#### WHAT TO PRODUCE
Write out the material exactly, with the pictures left out.

— Start —

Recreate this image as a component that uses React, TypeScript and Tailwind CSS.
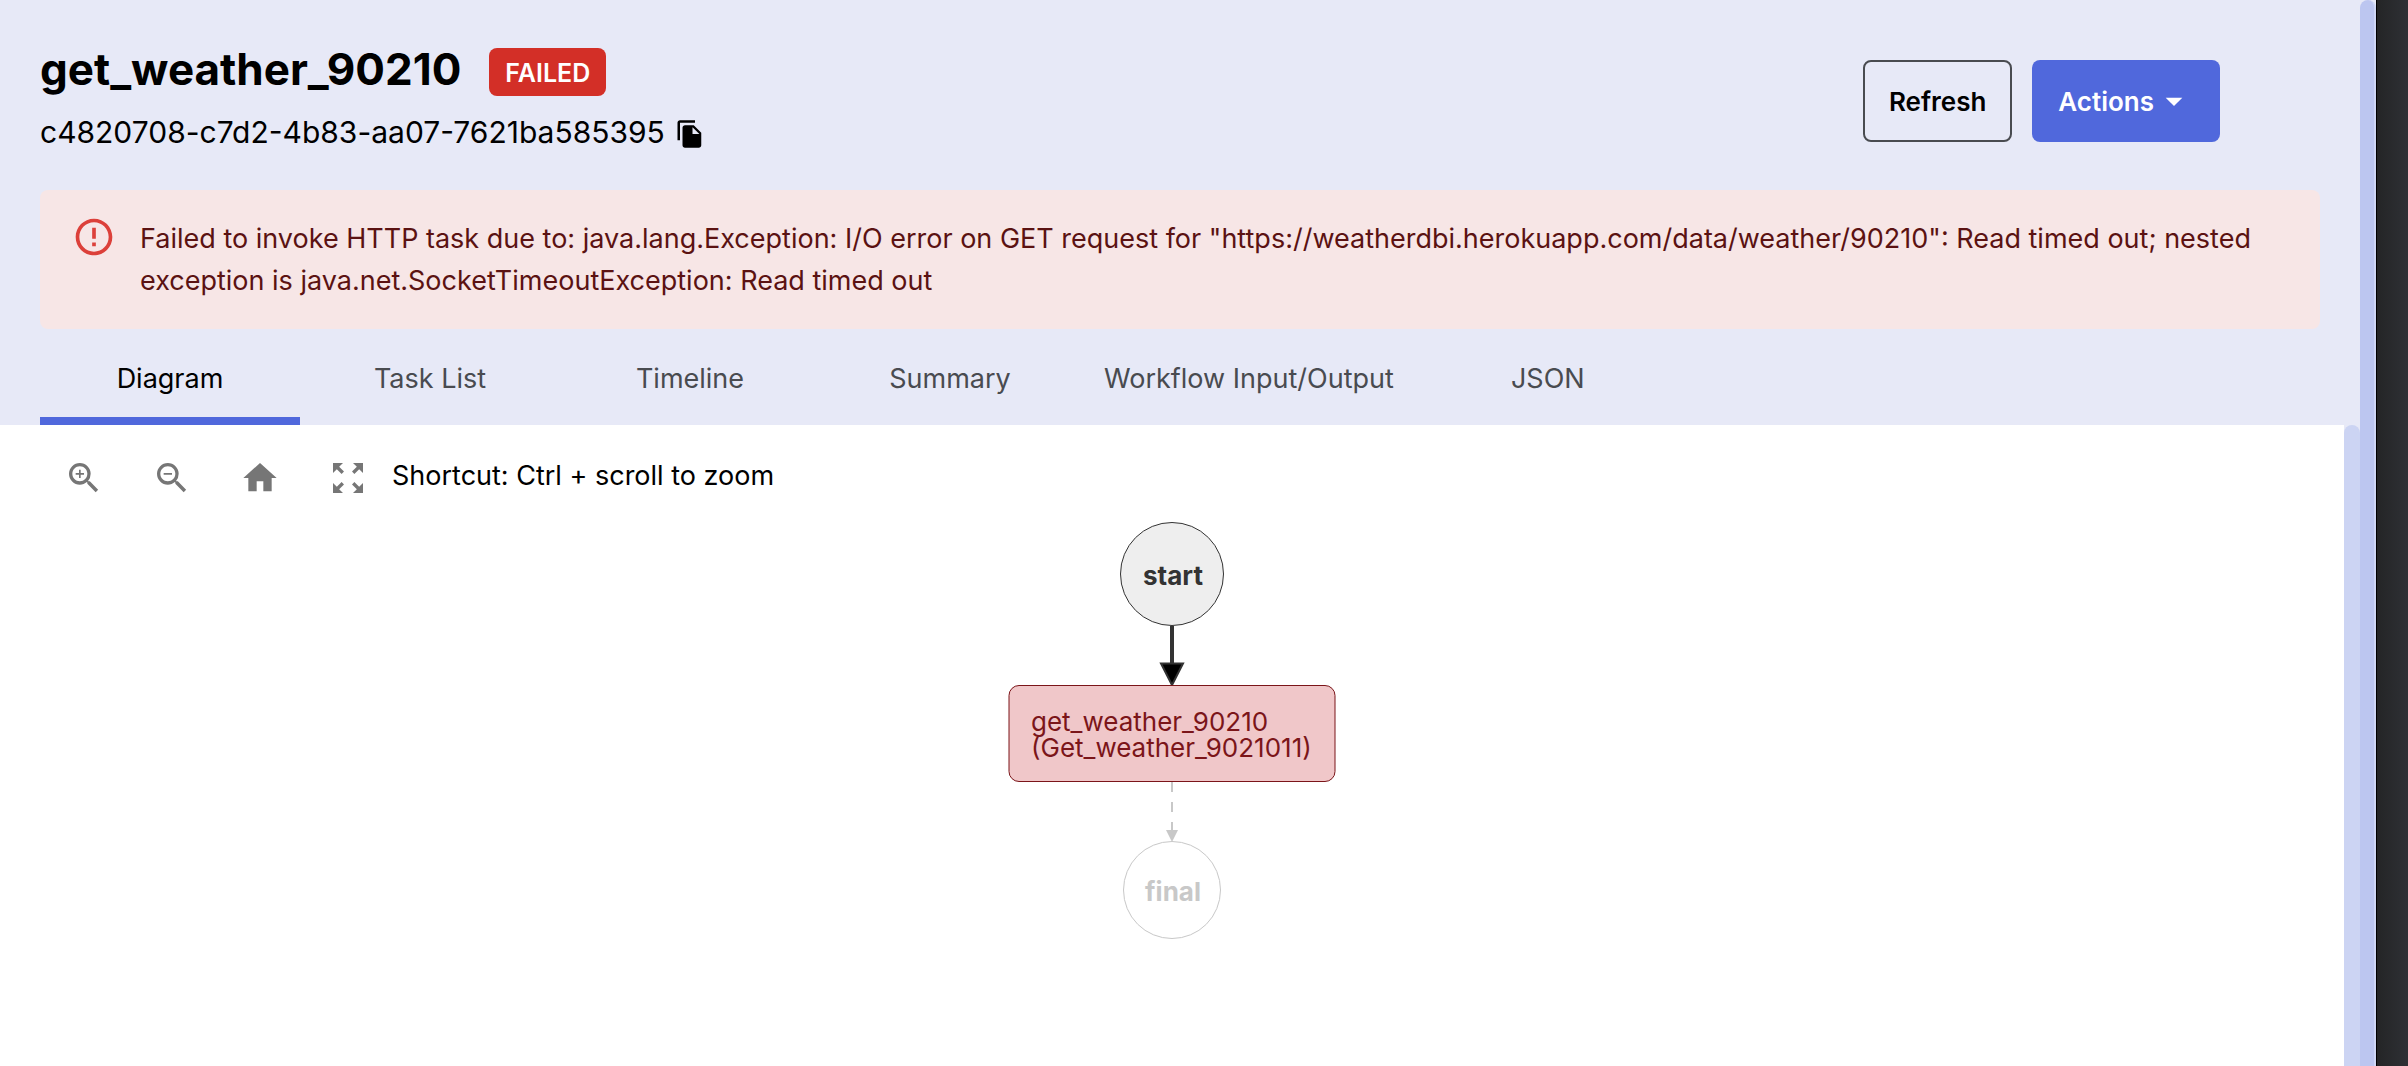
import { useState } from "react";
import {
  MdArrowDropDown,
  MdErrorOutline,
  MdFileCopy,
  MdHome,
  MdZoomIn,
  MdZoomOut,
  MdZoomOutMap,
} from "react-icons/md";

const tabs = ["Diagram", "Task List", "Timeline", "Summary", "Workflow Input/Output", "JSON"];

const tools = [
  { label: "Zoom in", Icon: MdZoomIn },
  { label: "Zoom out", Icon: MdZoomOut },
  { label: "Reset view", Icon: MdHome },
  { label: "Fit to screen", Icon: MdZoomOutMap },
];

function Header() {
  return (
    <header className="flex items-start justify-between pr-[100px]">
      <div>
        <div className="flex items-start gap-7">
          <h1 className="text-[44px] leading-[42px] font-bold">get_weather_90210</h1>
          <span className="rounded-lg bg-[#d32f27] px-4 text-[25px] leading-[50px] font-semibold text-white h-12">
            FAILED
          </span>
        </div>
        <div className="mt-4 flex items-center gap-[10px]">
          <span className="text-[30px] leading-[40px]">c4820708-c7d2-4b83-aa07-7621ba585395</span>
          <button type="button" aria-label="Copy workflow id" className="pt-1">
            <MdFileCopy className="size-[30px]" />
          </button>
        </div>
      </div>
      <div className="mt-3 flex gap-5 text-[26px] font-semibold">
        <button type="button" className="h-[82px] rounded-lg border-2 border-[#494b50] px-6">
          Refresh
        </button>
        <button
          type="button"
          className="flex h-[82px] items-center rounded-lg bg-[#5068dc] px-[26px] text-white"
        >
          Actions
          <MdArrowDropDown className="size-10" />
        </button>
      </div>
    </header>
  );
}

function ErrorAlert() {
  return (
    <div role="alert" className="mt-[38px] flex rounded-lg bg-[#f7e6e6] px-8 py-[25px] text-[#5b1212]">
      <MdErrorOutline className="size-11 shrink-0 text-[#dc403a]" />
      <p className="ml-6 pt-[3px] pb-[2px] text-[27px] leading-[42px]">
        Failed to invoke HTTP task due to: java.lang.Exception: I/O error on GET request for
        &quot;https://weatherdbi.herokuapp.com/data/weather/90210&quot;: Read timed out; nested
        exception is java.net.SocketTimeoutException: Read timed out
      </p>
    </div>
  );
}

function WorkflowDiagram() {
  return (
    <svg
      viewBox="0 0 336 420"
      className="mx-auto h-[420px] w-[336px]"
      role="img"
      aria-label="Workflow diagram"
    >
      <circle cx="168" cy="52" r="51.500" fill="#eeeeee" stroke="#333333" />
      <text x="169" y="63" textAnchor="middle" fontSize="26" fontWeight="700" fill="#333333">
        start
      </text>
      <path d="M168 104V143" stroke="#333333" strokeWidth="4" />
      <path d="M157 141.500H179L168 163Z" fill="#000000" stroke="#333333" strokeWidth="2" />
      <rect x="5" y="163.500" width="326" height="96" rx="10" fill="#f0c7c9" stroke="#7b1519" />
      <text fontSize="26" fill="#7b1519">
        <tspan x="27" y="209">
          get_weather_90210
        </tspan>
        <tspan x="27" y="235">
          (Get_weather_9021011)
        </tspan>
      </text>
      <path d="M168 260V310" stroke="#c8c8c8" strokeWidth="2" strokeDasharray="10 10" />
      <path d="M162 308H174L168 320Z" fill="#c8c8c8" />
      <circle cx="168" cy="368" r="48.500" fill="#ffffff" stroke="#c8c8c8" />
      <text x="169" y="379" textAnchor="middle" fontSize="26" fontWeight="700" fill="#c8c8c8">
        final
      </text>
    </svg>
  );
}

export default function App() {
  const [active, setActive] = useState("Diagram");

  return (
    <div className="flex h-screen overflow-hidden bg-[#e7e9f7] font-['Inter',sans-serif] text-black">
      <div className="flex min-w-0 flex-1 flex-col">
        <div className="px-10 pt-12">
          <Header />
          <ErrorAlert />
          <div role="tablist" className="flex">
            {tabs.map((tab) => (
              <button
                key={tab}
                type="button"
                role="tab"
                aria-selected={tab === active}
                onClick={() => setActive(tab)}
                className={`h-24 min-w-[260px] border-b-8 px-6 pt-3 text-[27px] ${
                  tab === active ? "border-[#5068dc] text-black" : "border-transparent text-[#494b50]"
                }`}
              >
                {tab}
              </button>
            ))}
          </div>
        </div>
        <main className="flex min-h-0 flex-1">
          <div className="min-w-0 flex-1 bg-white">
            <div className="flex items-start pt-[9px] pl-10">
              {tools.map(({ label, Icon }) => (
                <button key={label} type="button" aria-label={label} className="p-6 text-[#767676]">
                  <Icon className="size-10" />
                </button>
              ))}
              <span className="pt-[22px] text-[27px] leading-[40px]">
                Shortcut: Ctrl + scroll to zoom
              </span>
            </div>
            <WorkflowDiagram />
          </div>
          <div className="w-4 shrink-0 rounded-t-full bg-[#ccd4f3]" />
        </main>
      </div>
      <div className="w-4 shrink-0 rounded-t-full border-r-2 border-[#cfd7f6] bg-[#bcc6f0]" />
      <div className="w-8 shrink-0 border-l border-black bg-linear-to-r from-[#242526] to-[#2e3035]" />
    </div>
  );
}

— End —

#### OUTPUT FOR THIS EXERCISE
Recreate this image as a component that uses React, TypeScript and Tailwind CSS.
import { useState } from "react";
import {
  MdArrowDropDown,
  MdErrorOutline,
  MdFileCopy,
  MdHome,
  MdZoomIn,
  MdZoomOut,
  MdZoomOutMap,
} from "react-icons/md";

const tabs = ["Diagram", "Task List", "Timeline", "Summary", "Workflow Input/Output", "JSON"];

const tools = [
  { label: "Zoom in", Icon: MdZoomIn },
  { label: "Zoom out", Icon: MdZoomOut },
  { label: "Reset view", Icon: MdHome },
  { label: "Fit to screen", Icon: MdZoomOutMap },
];

function Header() {
  return (
    <header className="flex items-start justify-between pr-[100px]">
      <div>
        <div className="flex items-start gap-7">
          <h1 className="text-[44px] leading-[42px] font-bold">get_weather_90210</h1>
          <span className="rounded-lg bg-[#d32f27] px-4 text-[25px] leading-[50px] font-semibold text-white h-12">
            FAILED
          </span>
        </div>
        <div className="mt-4 flex items-center gap-[10px]">
          <span className="text-[30px] leading-[40px]">c4820708-c7d2-4b83-aa07-7621ba585395</span>
          <button type="button" aria-label="Copy workflow id" className="pt-1">
            <MdFileCopy className="size-[30px]" />
          </button>
        </div>
      </div>
      <div className="mt-3 flex gap-5 text-[26px] font-semibold">
        <button type="button" className="h-[82px] rounded-lg border-2 border-[#494b50] px-6">
          Refresh
        </button>
        <button
          type="button"
          className="flex h-[82px] items-center rounded-lg bg-[#5068dc] px-[26px] text-white"
        >
          Actions
          <MdArrowDropDown className="size-10" />
        </button>
      </div>
    </header>
  );
}

function ErrorAlert() {
  return (
    <div role="alert" className="mt-[38px] flex rounded-lg bg-[#f7e6e6] px-8 py-[25px] text-[#5b1212]">
      <MdErrorOutline className="size-11 shrink-0 text-[#dc403a]" />
      <p className="ml-6 pt-[3px] pb-[2px] text-[27px] leading-[42px]">
        Failed to invoke HTTP task due to: java.lang.Exception: I/O error on GET request for
        &quot;https://weatherdbi.herokuapp.com/data/weather/90210&quot;: Read timed out; nested
        exception is java.net.SocketTimeoutException: Read timed out
      </p>
    </div>
  );
}

function WorkflowDiagram() {
  return (
    <svg
      viewBox="0 0 336 420"
      className="mx-auto h-[420px] w-[336px]"
      role="img"
      aria-label="Workflow diagram"
    >
      <circle cx="168" cy="52" r="51.500" fill="#eeeeee" stroke="#333333" />
      <text x="169" y="63" textAnchor="middle" fontSize="26" fontWeight="700" fill="#333333">
        start
      </text>
      <path d="M168 104V143" stroke="#333333" strokeWidth="4" />
      <path d="M157 141.500H179L168 163Z" fill="#000000" stroke="#333333" strokeWidth="2" />
      <rect x="5" y="163.500" width="326" height="96" rx="10" fill="#f0c7c9" stroke="#7b1519" />
      <text fontSize="26" fill="#7b1519">
        <tspan x="27" y="209">
          get_weather_90210
        </tspan>
        <tspan x="27" y="235">
          (Get_weather_9021011)
        </tspan>
      </text>
      <path d="M168 260V310" stroke="#c8c8c8" strokeWidth="2" strokeDasharray="10 10" />
      <path d="M162 308H174L168 320Z" fill="#c8c8c8" />
      <circle cx="168" cy="368" r="48.500" fill="#ffffff" stroke="#c8c8c8" />
      <text x="169" y="379" textAnchor="middle" fontSize="26" fontWeight="700" fill="#c8c8c8">
        final
      </text>
    </svg>
  );
}

export default function App() {
  const [active, setActive] = useState("Diagram");

  return (
    <div className="flex h-screen overflow-hidden bg-[#e7e9f7] font-['Inter',sans-serif] text-black">
      <div className="flex min-w-0 flex-1 flex-col">
        <div className="px-10 pt-12">
          <Header />
          <ErrorAlert />
          <div role="tablist" className="flex">
            {tabs.map((tab) => (
              <button
                key={tab}
                type="button"
                role="tab"
                aria-selected={tab === active}
                onClick={() => setActive(tab)}
                className={`h-24 min-w-[260px] border-b-8 px-6 pt-3 text-[27px] ${
                  tab === active ? "border-[#5068dc] text-black" : "border-transparent text-[#494b50]"
                }`}
              >
                {tab}
              </button>
            ))}
          </div>
        </div>
        <main className="flex min-h-0 flex-1">
          <div className="min-w-0 flex-1 bg-white">
            <div className="flex items-start pt-[9px] pl-10">
              {tools.map(({ label, Icon }) => (
                <button key={label} type="button" aria-label={label} className="p-6 text-[#767676]">
                  <Icon className="size-10" />
                </button>
              ))}
              <span className="pt-[22px] text-[27px] leading-[40px]">
                Shortcut: Ctrl + scroll to zoom
              </span>
            </div>
            <WorkflowDiagram />
          </div>
          <div className="w-4 shrink-0 rounded-t-full bg-[#ccd4f3]" />
        </main>
      </div>
      <div className="w-4 shrink-0 rounded-t-full border-r-2 border-[#cfd7f6] bg-[#bcc6f0]" />
      <div className="w-8 shrink-0 border-l border-black bg-linear-to-r from-[#242526] to-[#2e3035]" />
    </div>
  );
}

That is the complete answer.